Paul Oginsky, chief executive of Personal Development Point, which helped develop the government's flagship National Citizen Service (NCS) initiative, said youth organisations need to change the way they calculate the value of their work.
"For many years, people in the youth sector have been looking for a definitive and universally accepted way of measuring the impact of their work," A white paper published by Oginsky, titled A Way Forward For Character Development: The missing piece of education, states.
"So many people have tried and so many methods have been proposed that this quest has become known as the ‘Holy Grail' of youth work.
"Let us kill this myth now (spoiler alert), there is no holy grail. There is no way of measuring impact on people that is definitive and universally accepted.
"There is no such thing as a unit of confidence, loyalty, honesty, motivation or any of the characteristics which this kind of work seeks to impact."
Different youth groups and organisations across the UK use impact measurements to demonstrate their worth - most notably the NCS programme, which publishes an evaluation report every year to measure the experience of participants as well as four impact areas that the programme seeks to address.
Instead, Oginsky said organisations have to concentrate on "assessing" impact by asking the person themselves to describe if and how they have changed and then to ask for witnesses verification by those who know them.
"Being assessed is not as reliable or replicable as being measured but it is the best approach for this kind of work," he said.

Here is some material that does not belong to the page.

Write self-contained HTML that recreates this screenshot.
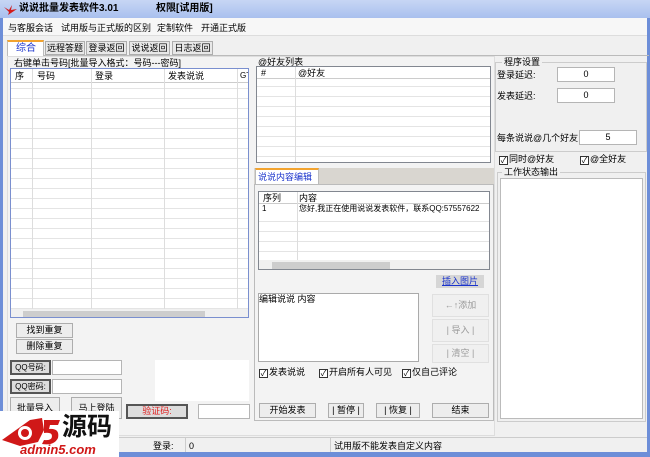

"It provides strong evidence of change and development in young people and can be conducted in ways which are rigorous.
"Some funders may still insist on measurable evidence for a wider impact - such as all young people having full and happy lives. This is a waste of everyone's time.
"Far more effective is to ensure programmes include robust methods to assess the progress made by young people, as evidenced by them and witnessed by others."
The white paper, which makes a number of recommendations for practitioners, commissioners and policy makers, has been published in a bid to encourage investment in character development opportunities for young people.